23
May
13

Fast & Furious 6

From fast food to Nascar, to amusement parks claiming to have the fastest ride on earth, one thing about America is abundantly clear: we’re a nation addicted to speed.  With a nation seemingly unable to get its fill of speed, it’s not a shock that a film franchise built around speed and adrenaline, the Fast and Furious films, would be so successful.  As has become the norm, this summer brings another Fast and Furious film.  The latest, Fast & Furious 6, directed by Justin Lin, stars familiar faces Vin Diesel and Paul Walker.

Fast & Furious 6 begins with our anti-heroes, Dominic (Diesel) and Brian (Walker) weaving in and out of traffic, pulling hair pin turns on a narrow thoroughfare.  When they reach their destination, what they encounter changes Brian and Dom’s life forever.  Soon after this life altering event, Luke Hobbs (Dwayne Johnson) approaches Brian and Dominic needing help capturing a group of international criminals wreaking havoc and evading police.  Initially, Brian and Dom are uncooperative, but both relent when learning a character previously thought dead may be alive.

The entire gang from Fast Five is off enjoying their new riches in exotic locales with private jets, expensive cars and beautiful women.  Their picture perfect life is quickly interrupted when they all are summoned back into action by Brian and Dom.  They all drop what they’re doing and the entire squad is reunited.  What follows is a film filled with car chases, action, bulging biceps, and more testosterone than Lance Armstrong during the Tour de France.

Fast & Furious 6 is peculiarly written and directed.  Anyone buying a ticket to a film in the Fast and Furious franchise knows what they are in for; fast cars, car chases, and some decent action sequences. And Fast & Furious 6 comes with all of the above in an overwhelming amount and that’s when the film works.  But for whatever reason, the story goes off into several tangents that have nothing to do with the central story once so ever.   It’s not only distracting, it slows the film and gets away from what made it so successful; the action and car chases.  The film also spends an unnecessary large amount of time trying to explain the reappearance of a major character which could have been done in a few scenes.

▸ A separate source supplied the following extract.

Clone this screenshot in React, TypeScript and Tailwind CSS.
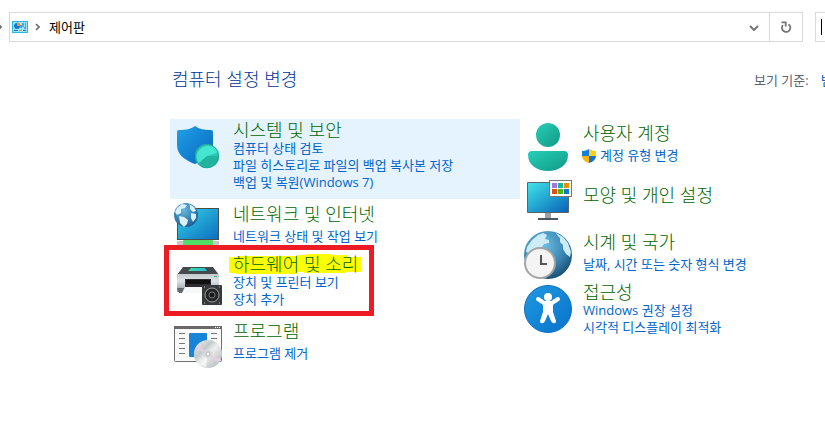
import type { ReactNode } from "react";

function ShieldIcon() {
  return (
    <svg viewBox="0 0 48 48" className="h-12 w-12" aria-hidden="true">
      <defs>
        <linearGradient id="shield" x1="0" y1="0" x2="1" y2="1">
          <stop offset="0" stopColor="#22a0e6" />
          <stop offset="1" stopColor="#0566bf" />
        </linearGradient>
      </defs>
      <path d="M21 3c4 3 9 4 16 4q2 0 2 2v13c0 9-7 15-18 19C10 37 3 31 3 22V9q0-2 2-2c7 0 12-1 16-4z" fill="url(#shield)" />
      <circle cx="33" cy="33" r="12" fill="#2fc9b5" />
      <path d="M33 33l12-4A12 12 0 1 0 24 41z" fill="#43e6d0" />
      <path d="M33 33h12a12 12 0 0 1-21 8z" fill="#21b39f" />
      <circle cx="33" cy="33" r="11.500" fill="none" stroke="#20a796" />
    </svg>
  );
}

function NetworkIcon() {
  return (
    <svg viewBox="0 0 48 48" className="h-12 w-12" aria-hidden="true">
      <defs>
        <linearGradient id="netscreen" x1="0" y1="0" x2="1" y2="1">
          <stop offset="0" stopColor="#35d2e6" />
          <stop offset="1" stopColor="#0d6fc0" />
        </linearGradient>
        <radialGradient id="netglobe" cx=".4" cy=".3" r=".8">
          <stop offset="0" stopColor="#66b7df" />
          <stop offset="1" stopColor="#16548b" />
        </radialGradient>
      </defs>
      <rect x="3" y="5" width="42" height="32" fill="#4c4c4c" />
      <rect x="4" y="6" width="40" height="30" fill="url(#netscreen)" />
      <rect x="3" y="38" width="42" height="5" fill="#c8c8c8" />
      <rect x="9" y="37" width="30" height="8" rx="1" fill="#53dc68" />
      <circle cx="12" cy="12" r="12" fill="url(#netglobe)" />
      <path d="M3 5l5-4 5 1-2 3-4 1 0 4-4 2-2-3zM15 1l5 3 2 4-3 1-3-3 0-3zM5 13l5 1 4 3-1 4-3 3-4-4zM17 10l5 1 0 4-3 4-2-4z" fill="#d8f1fa" />
    </svg>
  );
}

function PrinterIcon() {
  return (
    <svg viewBox="0 0 48 48" className="h-12 w-12" aria-hidden="true">
      <defs>
        <linearGradient id="printer" x1="0" y1="0" x2="0" y2="1">
          <stop offset="0" stopColor="#c3c8cd" />
          <stop offset=".4" stopColor="#dfe3e7" />
          <stop offset="1" stopColor="#8d9399" />
        </linearGradient>
        <linearGradient id="printerlight" x1="0" y1="0" x2="1" y2="0">
          <stop offset="0" stopColor="#37e0a2" />
          <stop offset="1" stopColor="#28b7d8" />
        </linearGradient>
      </defs>
      <path d="M9 9h30l6 8H3z" fill="#45484c" />
      <path d="M17 10h14l2 3H14z" fill="url(#printerlight)" />
      <path d="M3 16h42v18H3z" fill="url(#printer)" />
      <path d="M40 18h3v1h-3z" fill="#36b37a" />
      <path d="M11 21h26v10H11z" fill="#2b2d30" />
      <path d="M12 22h24v4H12z" fill="#111" />
      <path d="M11 29h26l2 6H8z" fill="#f7f7f7" />
      <path d="M3 30h7l-2 5H5z" fill="#65696e" />
      <rect x="28" y="27" width="20" height="20" rx="1" fill="#37393c" />
      <circle cx="38" cy="37" r="7" fill="#222426" stroke="#9da0a3" />
      <circle cx="38" cy="37" r="3" fill="#17191b" stroke="#77797c" />
      <path d="M30 29h1M45 29h1M30 45h1M45 45h1" stroke="#bbb" />
    </svg>
  );
}

function ProgramsIcon() {
  return (
    <svg viewBox="0 0 48 48" className="h-12 w-12" aria-hidden="true">
      <defs>
        <linearGradient id="disc" x1="0" y1="0" x2="1" y2="1">
          <stop offset="0" stopColor="#f1f1f1" />
          <stop offset=".35" stopColor="#c3c9ca" />
          <stop offset=".5" stopColor="#eeeeee" />
          <stop offset="1" stopColor="#aab0b1" />
        </linearGradient>
      </defs>
      <rect x=".500" y="5.500" width="47" height="35" rx="1" fill="#fafafa" stroke="#6e6e6e" />
      <path d="M0 5h48v3H0z" fill="#6b6868" />
      <path d="M41 6.500h1M43 6.500h1M45 6.500h1" stroke="#fff" />
      <path d="M5 12.500h6M5 17.500h6M5 22.500h6M5 27.500h6M5 32.500h6M37 12.500h6M37 17.500h6M37 22.500h6" stroke="#777" />
      <rect x="15" y="12" width="18" height="24" rx="1" fill="#1684d8" />
      <circle cx="34" cy="33" r="14" fill="url(#disc)" />
      <path d="M34 33L21 28l3-5zM34 33l13 5-3 4z" fill="#e9cfeb" opacity=".75" />
      <path d="M34 33l-8 11 6 2z" fill="#fff" opacity=".6" />
      <circle cx="34" cy="33" r="4" fill="#d7d9d9" />
      <circle cx="34" cy="33" r="2" fill="#fff" stroke="#b7b7b7" />
    </svg>
  );
}

function UserIcon() {
  return (
    <svg viewBox="0 0 48 48" className="h-12 w-12" aria-hidden="true">
      <defs>
        <linearGradient id="user" x1="0" y1="0" x2="1" y2="1">
          <stop offset="0" stopColor="#27cfb8" />
          <stop offset="1" stopColor="#119985" />
        </linearGradient>
      </defs>
      <circle cx="24" cy="12" r="12" fill="url(#user)" />
      <path d="M8 28h32q4 0 4 4c0 10-9 16-20 16S4 42 4 32q0-4 4-4z" fill="url(#user)" />
    </svg>
  );
}

function PersonalizeIcon() {
  return (
    <svg viewBox="0 0 48 48" className="h-12 w-12" aria-hidden="true">
      <defs>
        <linearGradient id="desk" x1="0" y1="0" x2="1" y2="1">
          <stop offset="0" stopColor="#3fe3e8" />
          <stop offset="1" stopColor="#0863b8" />
        </linearGradient>
      </defs>
      <path d="M21 37h6v6h-6z" fill="#9aa1a8" />
      <path d="M14 42h20v2H14z" fill="#4d555c" />
      <rect x="3" y="6" width="42" height="31" rx="1" fill="#59636b" />
      <rect x="4" y="7" width="40" height="29" fill="url(#desk)" />
      <rect x="25.500" y="4.500" width="22" height="16" fill="#fff" stroke="#777" />
      <path d="M28 7h5v5h-5z" fill="#a177d8" />
      <path d="M34 7h5v5h-5z" fill="#13b5a0" />
      <path d="M40 7h5v5h-5z" fill="#f08a00" />
      <path d="M28 13h5v5h-5z" fill="#e04f16" />
      <path d="M34 13h5v5h-5z" fill="#4fb813" />
      <path d="M40 13h5v5h-5z" fill="#0f78d4" />
    </svg>
  );
}

function ClockIcon() {
  return (
    <svg viewBox="0 0 48 48" className="h-12 w-12" aria-hidden="true">
      <defs>
        <radialGradient id="globe" cx=".4" cy=".3" r=".75">
          <stop offset="0" stopColor="#6fc0e4" />
          <stop offset=".6" stopColor="#3986b3" />
          <stop offset="1" stopColor="#184a6d" />
        </radialGradient>
      </defs>
      <circle cx="24" cy="24" r="24" fill="url(#globe)" />
      <path d="M3 16l5-7 6-5 5-2 4 2-2 4 4 1 0 3-5 1-2 3-4 0-2 3-4 0-3 3-3-1zM32 2l7 4 5 6 3 9-1 5-4-3-3-5 0-4-3-3 0-4-3-3z" fill="#cdecf6" />
      <circle cx="16" cy="32" r="15" fill="#f4f4f4" stroke="#a5a5a5" strokeWidth="2" />
      <path d="M17 24v9h6" fill="none" stroke="#555" strokeWidth="2" />
    </svg>
  );
}

function AccessIcon() {
  return (
    <svg viewBox="0 0 48 48" className="h-12 w-12" aria-hidden="true">
      <defs>
        <linearGradient id="access" x1="0" y1="0" x2="1" y2="1">
          <stop offset="0" stopColor="#2099e2" />
          <stop offset="1" stopColor="#0873ca" />
        </linearGradient>
      </defs>
      <circle cx="24" cy="24" r="23.500" fill="url(#access)" stroke="#0a70c4" />
      <circle cx="24" cy="12" r="4" fill="#fff" />
      <path d="M14 14l6 4h8l6-4" fill="none" stroke="#fff" strokeWidth="4" strokeLinecap="round" strokeLinejoin="round" />
      <path d="M19 17h10v10l3 9q0 3-3 2-1 0-2-2l-3-7-3 7q-1 2-2 2-3 1-3-2l3-9z" fill="#fff" />
    </svg>
  );
}

function UacIcon() {
  return (
    <svg viewBox="0 0 14 14" className="h-[14px] w-[14px]" aria-hidden="true">
      <path d="M7 0C5 1 3 2 0 2v5h7z" fill="#1680d8" />
      <path d="M7 0c2 1 4 2 7 2v5H7z" fill="#ffcf1b" />
      <path d="M0 7c0 3 3 6 7 7V7z" fill="#f8b60c" />
      <path d="M14 7c0 3-3 6-7 7V7z" fill="#1570c8" />
    </svg>
  );
}

function PanelIcon() {
  return (
    <svg viewBox="0 0 16 12" className="h-3 w-4" aria-hidden="true">
      <rect width="16" height="12" fill="#28b5ea" />
      <rect x="1" y="1" width="14" height="10" fill="#9be3fb" />
      <circle cx="5" cy="5" r="3" fill="#1978ce" />
      <path d="M5 5V1a4 4 0 0 1 3 4z" fill="#f7941d" />
      <path d="M9 7V4M11 6V2M13 3h1M13 5h1M12 7h2" stroke="#1565b0" />
      <path d="M2 9.500h4" stroke="#1978ce" />
      <path d="M7 9.500h3" stroke="#f7941d" />
      <path d="M11 9.500h3" stroke="#1978ce" />
    </svg>
  );
}

function Crumb() {
  return (
    <svg viewBox="0 0 5 8" className="h-2 w-[5px] shrink-0" aria-hidden="true">
      <path d="M1 1l3 3-3 3" fill="none" stroke="#6d6d6d" strokeWidth="1.600" />
    </svg>
  );
}

type CategoryProps = {
  icon: ReactNode;
  title: string;
  tasks: string[];
  className: string;
  iconClass?: string;
  bodyClass?: string;
  spaced?: boolean;
  shield?: boolean;
  marked?: boolean;
};

function Category({ icon, title, tasks, className, iconClass = "", bodyClass = "", spaced, shield, marked }: CategoryProps) {
  return (
    <section className={`relative flex items-start gap-[11px] pl-1 ${className}`}>
      <div className={`shrink-0 ${iconClass}`}>{icon}</div>
      <div className={bodyClass}>
        <h2 className="text-[18px] font-light leading-5 text-[#006600]">
          <a href="#" className="relative inline-block">
            {marked && (
              <svg viewBox="0 0 132 20" className="absolute -left-1 top-0 h-5 w-[132px]" aria-hidden="true">
                <path d="M0 3h8V2h60V1h8V0h27v1h16v2h13v15h-15v1H75v-1h-7v2H7v-1H0z" fill="#ff0" />
              </svg>
            )}
            <span className="relative">{title}</span>
          </a>
        </h2>
        {tasks.length > 0 && (
          <ul className={spaced ? "pt-1" : ""}>
            {tasks.map((task) => (
              <li key={task} className="text-[13px] leading-[17px] text-[#0066cc]">
                <a href="#" className={shield ? "-ml-px flex items-center gap-1" : ""}>
                  {shield && <UacIcon />}
                  {task}
                </a>
              </li>
            ))}
          </ul>
        )}
      </div>
      {marked && <div className="pointer-events-none absolute -left-[6px] -top-1 h-[71px] w-[210px] border-5 border-[#ed1c24]" />}
    </section>
  );
}

export default function App() {
  return (
    <div className="min-h-screen overflow-hidden bg-white font-['Open_Sans','Noto_Sans_CJK_KR',sans-serif] whitespace-nowrap">
      <header className="flex pt-3">
        <div className="flex w-[9px] items-center overflow-hidden">
          <div className="-ml-[3px] flex">
            <Crumb />
          </div>
        </div>
        <div className="flex h-[30px] flex-1 border border-[#d9d9d9]">
          <nav className="flex flex-1 items-center gap-[7px] pl-[2px]">
            <PanelIcon />
            <Crumb />
            <a href="#" className="ml-[2px] text-[13px] leading-5 text-black">제어판</a>
          </nav>
          <button type="button" aria-label="이전 위치" className="flex w-[30px] items-center justify-center">
            <svg viewBox="0 0 10 6" className="mt-[2px] h-[6px] w-[10px]" aria-hidden="true">
              <path d="M1 1l4 4 4-4" fill="none" stroke="#777" strokeWidth="2" />
            </svg>
          </button>
          <button type="button" aria-label="새로 고침" className="flex w-[33px] items-center justify-center border-l border-[#d9d9d9]">
            <svg viewBox="0 0 12 12" className="h-3 w-3" aria-hidden="true">
              <path d="M8.500 3.300a4.200 4.200 0 1 1-5.500.700" fill="none" stroke="#777" strokeWidth="1.800" />
              <path d="M1.500 1.300h4.200v4.200" fill="none" stroke="#777" strokeWidth="1.800" />
            </svg>
          </button>
        </div>
        <div className="ml-3 flex w-[10px] items-center overflow-hidden border border-r-0 border-[#d9d9d9] pl-[5px]">
          <span className="h-4 w-px shrink-0 bg-black" />
          <input aria-label="검색" className="w-1 outline-none" />
        </div>
      </header>

      <main className="pl-[170px] pt-6">
        <div className="mb-[26px] flex items-center justify-between pl-[2px]">
          <h1 className="text-[18px] font-light leading-[27px] text-[#003399]">컴퓨터 설정 변경</h1>
          <div className="flex w-[71px] gap-3 overflow-hidden text-[13px] leading-5">
            <span className="shrink-0 text-[#5a6475]">보기 기준:</span>
            <a href="#" className="text-[#0066cc]">범주</a>
          </div>
        </div>
        <div className="grid grid-cols-[350px_1fr] items-start">
          <div>
            <Category className="bg-[#e5f3ff] pb-2 pt-px" iconClass="pt-[3px]" icon={<ShieldIcon />} title="시스템 및 보안" tasks={["컴퓨터 상태 검토", "파일 히스토리로 파일의 백업 복사본 저장", "백업 및 복원(Windows 7)"]} />
            <Category className="h-[50px] pt-[5px]" iconClass="-mt-px" icon={<NetworkIcon />} title="네트워크 및 인터넷" tasks={["네트워크 상태 및 작업 보기"]} spaced />
            <Category className="h-[67px] pt-[5px]" iconClass="pt-1" icon={<PrinterIcon />} title="하드웨어 및 소리" tasks={["장치 및 프린터 보기", "장치 추가"]} marked />
            <Category className="pt-[5px]" icon={<ProgramsIcon />} title="프로그램" tasks={["프로그램 제거"]} spaced />
          </div>
          <div>
            <Category className="h-[57px] pt-1" icon={<UserIcon />} title="사용자 계정" tasks={["계정 유형 변경"]} spaced shield />
            <Category className="h-[51px]" icon={<PersonalizeIcon />} bodyClass="pt-[9px]" title="모양 및 개인 설정" tasks={[]} />
            <Category className="h-[54px] pt-1" icon={<ClockIcon />} bodyClass="pt-px" title="시계 및 국가" tasks={["날짜, 시간 또는 숫자 형식 변경"]} spaced />
            <Category className="pt-px" iconClass="pt-[3px]" icon={<AccessIcon />} title="접근성" tasks={["Windows 권장 설정", "시각적 디스플레이 최적화"]} />
          </div>
        </div>
      </main>
    </div>
  );
}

The story is not bad at all. In fact, despite the undisciplined direction, the story is able to hold your attention.  However, the dialogue is very, very bad.  Almost all of it consists of characters speaking in usual tough guy cliché’s.  The acting is ok, except new comer Gina Carano, who is Razzie- worthy bad.

The Fast and Furious franchise has produced some decent to average films (the original) and some not so great ones (Tokyo Drift ).  Fast & Furious 6 starts off on a high note, but as it progresses, the more outrageous and absurd it becomes.  Fast & Furious 6 isn’t the worst in the franchise, but it’s not the best either.